[Data listing]
# # # #
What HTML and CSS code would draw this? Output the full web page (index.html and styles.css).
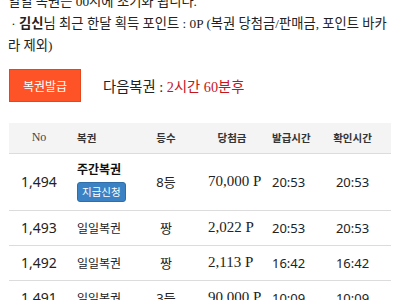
FILE: index.html
```html
<!DOCTYPE html>
<html lang="ko">
<head>
<meta charset="utf-8">
<link rel="stylesheet" href="styles.css">
</head>
<body>
<div class="page">
  <p class="notice notice-top">일일 복권은 00시에 초기화 됩니다.</p>
  <p class="notice">&nbsp;· <b>김신</b>님 최근 한달 획득 포인트 : 0P (복권 당첨금/판매금, 포인트 바카라 제외)</p>

  <div class="actions">
    <button class="btn-issue">복권발급</button>
    <span class="next">다음복권 : <span class="next-time">2시간 60분후</span></span>
  </div>

  <table class="list">
    <colgroup>
      <col class="c-no"><col class="c-name"><col class="c-rank"><col class="c-prize"><col class="c-issue"><col class="c-check">
    </colgroup>
    <thead>
      <tr>
        <th class="h-no">No</th>
        <th class="h-name">복권</th>
        <th class="h-rank">등수</th>
        <th class="h-prize">당첨금</th>
        <th class="h-issue">발급시간</th>
        <th class="h-check">확인시간</th>
      </tr>
    </thead>
    <tbody>
      <tr class="row-tall">
        <td class="no">1,494</td>
        <td class="name"><div class="name-bold">주간복권</div><button class="btn-claim">지급신청</button></td>
        <td class="rank">8등</td>
        <td class="prize">70,000 P</td>
        <td class="issue">20:53</td>
        <td class="check">20:53</td>
      </tr>
      <tr>
        <td class="no">1,493</td>
        <td class="name">일일복권</td>
        <td class="rank">짱</td>
        <td class="prize">2,022 P</td>
        <td class="issue">20:53</td>
        <td class="check">20:53</td>
      </tr>
      <tr>
        <td class="no">1,492</td>
        <td class="name">일일복권</td>
        <td class="rank">짱</td>
        <td class="prize">2,113 P</td>
        <td class="issue">16:42</td>
        <td class="check">16:42</td>
      </tr>
      <tr>
        <td class="no">1,491</td>
        <td class="name">일일복권</td>
        <td class="rank">3등</td>
        <td class="prize">90,000 P</td>
        <td class="issue">10:09</td>
        <td class="check">10:09</td>
      </tr>
    </tbody>
  </table>
</div>
</body>
</html>
```
FILE: styles.css
```css
html, body {
  margin: 0;
  padding: 0;
  background: #fff;
  overflow: hidden;
}
body {
  font-family: "Liberation Serif", "Noto Sans CJK KR", serif;
  color: #222;
  font-size: 13px;
}
.page {
  padding: 0 8px;
}
.notice {
  margin: 0;
  line-height: 22px;
  font-size: 13.3px;
}
.notice-top {
  margin-top: -9px;
}
.notice b {
  font-weight: bold;
}
.actions {
  display: flex;
  align-items: center;
  gap: 22px;
  margin-top: 12px;
  margin-left: 1px;
}
.btn-issue {
  width: 72px;
  height: 33px;
  background: #fd5326;
  border: 1px solid #e6461c;
  color: #fff;
  font-family: "Noto Sans CJK KR", sans-serif;
  font-size: 12px;
  padding: 0;
  border-radius: 0;
}
.next {
  font-size: 14.3px;
  color: #222;
}
.next-time {
  color: #c4161c;
}
.list {
  margin-top: 21px;
  margin-left: 1px;
  width: 382px;
  border-collapse: collapse;
  table-layout: fixed;
}
.c-no { width: 60px; }
.c-name { width: 67px; }
.c-rank { width: 60px; }
.c-prize { width: 72px; }
.c-issue { width: 60px; }
.c-check { width: 63px; }
.list thead tr {
  background: #f4f4f4;
  height: 30px;
  border-bottom: 1px solid #dcdcdc;
}
.list th {
  font-family: "Liberation Serif", "Noto Sans CJK KR", serif;
  font-size: 10.5px;
  font-weight: bold;
  color: #333;
  padding: 0;
  text-align: center;
}
.list th.h-no {
  font-weight: normal;
  font-size: 12px;
  color: #444;
}
.list th.h-name {
  text-align: left;
  padding-left: 8px;
}
.list th.h-issue {
  text-align: left;
  padding-left: 4px;
}
.list th.h-check {
  padding-right: 14px;
}
.list tbody tr {
  height: 35px;
  border-bottom: 1px solid #dcdcdc;
}
.list tbody tr.row-tall {
  height: 57px;
}
.list td {
  padding: 0;
  font-family: "Noto Sans", "Noto Sans CJK KR", sans-serif;
  font-size: 14px;
  color: #222;
  text-align: center;
  vertical-align: middle;
}
.list td.name {
  text-align: left;
  padding-left: 8px;
  font-size: 12px;
}
.list td.rank {
  font-size: 13px;
}
.list td.prize {
  font-family: "Liberation Serif", "Noto Sans CJK KR", serif;
  font-size: 15px;
  text-align: left;
  padding-left: 12px;
}
.list td.issue {
  text-align: left;
  padding-left: 4px;
  font-size: 13px;
}
.list td.check {
  padding-right: 14px;
  font-size: 13px;
}
.name-bold {
  font-weight: bold;
  font-size: 12px;
  line-height: 16px;
  color: #111;
}
.btn-claim {
  display: block;
  margin-top: 4px;
  height: 20px;
  padding: 0 4px;
  background: #3b82c4;
  border: 1px solid #2f6ea8;
  border-radius: 3px;
  color: #fff;
  font-family: "Noto Sans CJK KR", sans-serif;
  font-size: 10.5px;
  line-height: 18px;
}
```
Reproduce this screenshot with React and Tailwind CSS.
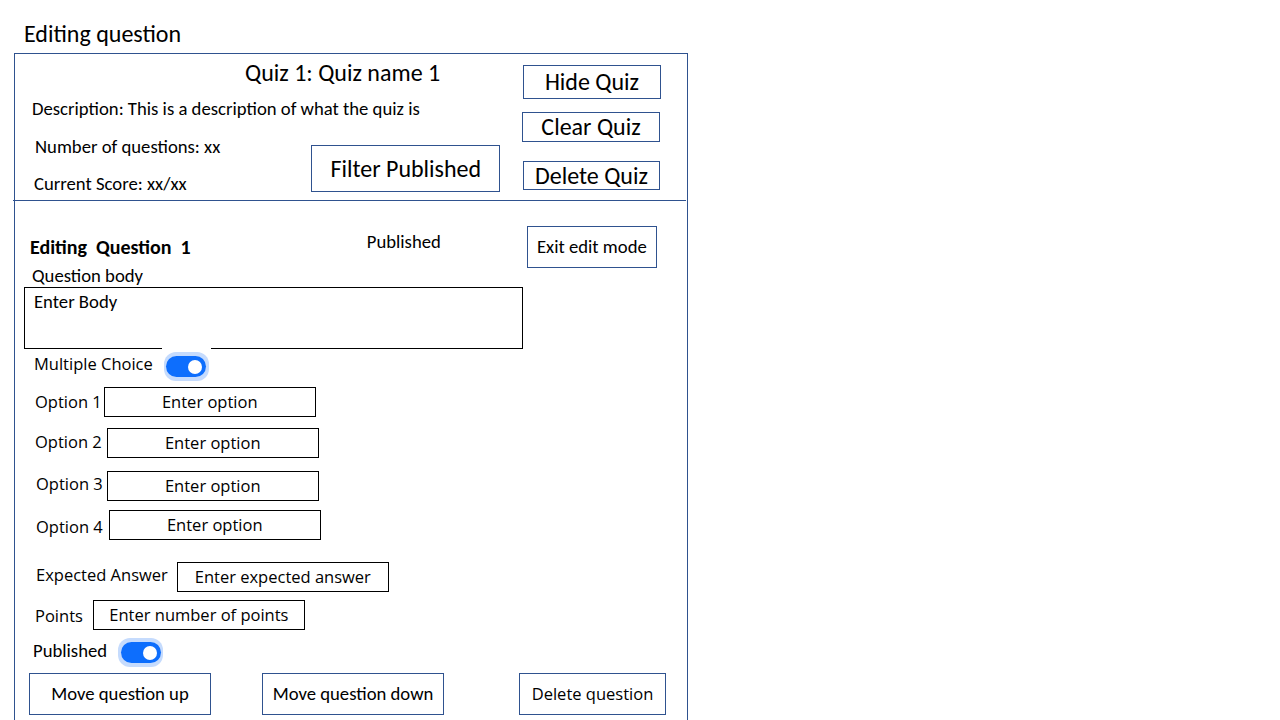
# # # #
Problem: Search the entries for the word "page" and pick out every line that holds it.

Reply:
What HTML and CSS code would draw this? Output the full web page (index.html and styles.css).
<div class="page">
.page {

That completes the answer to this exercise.